Convert weights to lower precision before deploying.
Hope that the rounding error does not change behavior noticeably.

Step	Difficulty
FP32 → FP16 / BF16	Usually essentially free for modern LLMs
FP32 → FP8	Requires more care; calibration helps
FP32 → INT8	Common for inference on consumer hardware
FP32 → INT4	Aggressive; sometimes degrades long-form reasoning or math

Mixed precision training (during training)

Master copy of weights:           FP32  (precision protects against drift)
Forward + backward pass ops:      FP16  (data is noisy; tolerates rounding)
Weight update arithmetic:         FP32  (so the update itself is precise)

The asymmetry has a clean intuition. Weights accumulate over training; precision errors compound across millions of steps. Activations and gradients are temporary (recomputed each step) and the underlying data is itself statistically noisy, so they can tolerate the noise.

Result per the original paper: not noticeably degraded performance, substantial memory savings, faster training.

Why this matters when you use AI

Phenomenon	What it tells you
Model running on a laptop or phone	Almost certainly quantized below FP16 (often INT8 or INT4). FP32 would not fit.
Locally-downloaded quantized model behaves differently from the hosted version	Precision side of “same model” not actually being the same artifact.
A quantized model “feels dumber” on hard tasks	Aggressive low-precision (INT4 and below) sometimes degrades long arithmetic and careful reasoning more than other capabilities.
Press release citing FP8 / BF16 / INT4 support	The bytes-per-number side of training and deployment economics.

Pitfalls to dodge

Pitfall	Reality
FP16 and BF16 are interchangeable	Same memory footprint, different bit allocation. BF16 has FP32’s exponent range; FP16 does not. BF16 is more robust at scale.
Mixed precision means each layer is at a different precision	No. Mixed precision means some operations (forward / backward arithmetic) run in low precision while master weight storage and weight updates run in high precision. Same parameter exists at multiple precisions during one step.
Quantization always works	Often it works at FP32 → FP16. Below that, results depend on the model. INT4 quantization that works for a strong frontier model may noticeably degrade a smaller one.
Quantize-then-fine-tune is the same as fine-tune-then-quantize	They produce different artifacts. Quantize-then-fine-tune lets fine-tuning compensate for the rounding. Fine-tune-then-quantize may degrade more under the rounding.

Glossary

Floating-point number: a number stored as bits divided into sign, exponent, and mantissa.
FP32: single-precision floating point, 32 bits per number. Historical default.
FP16: half-precision floating point, 16 bits per number.
FP64: double-precision floating point, 64 bits per number. Rare in LLMs.
BF16 (brain float 16): 16-bit format with FP32’s exponent range and fewer mantissa bits than FP16.
FP8: 8-bit floating-point format.
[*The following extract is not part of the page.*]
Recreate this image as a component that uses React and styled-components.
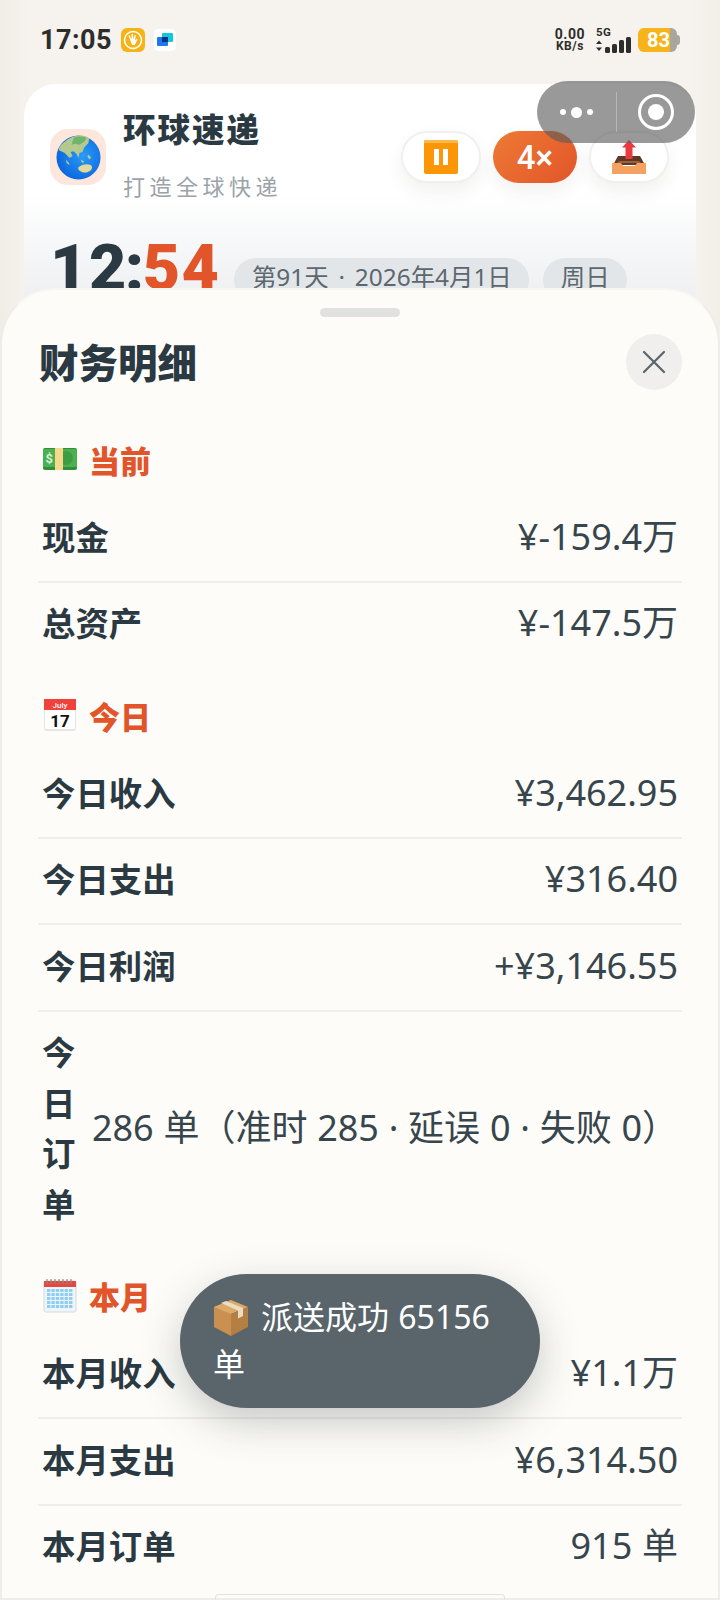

Newest of the four flavors covered.
INT8 / INT4: integer quantization formats (no fractional bits). Used for aggressive compression at deployment time.
Quantization: post-training conversion from one precision representation to another (almost always higher to lower).
Mixed precision training: a training technique using different precisions in different parts of one training step (weights at FP32, operations at FP16, updates at FP32).

Precision is the third memory lever.
Quantization shrinks deployed models; mixed precision shrinks training.
Weights stay sharp; activations and gradients tolerate noise.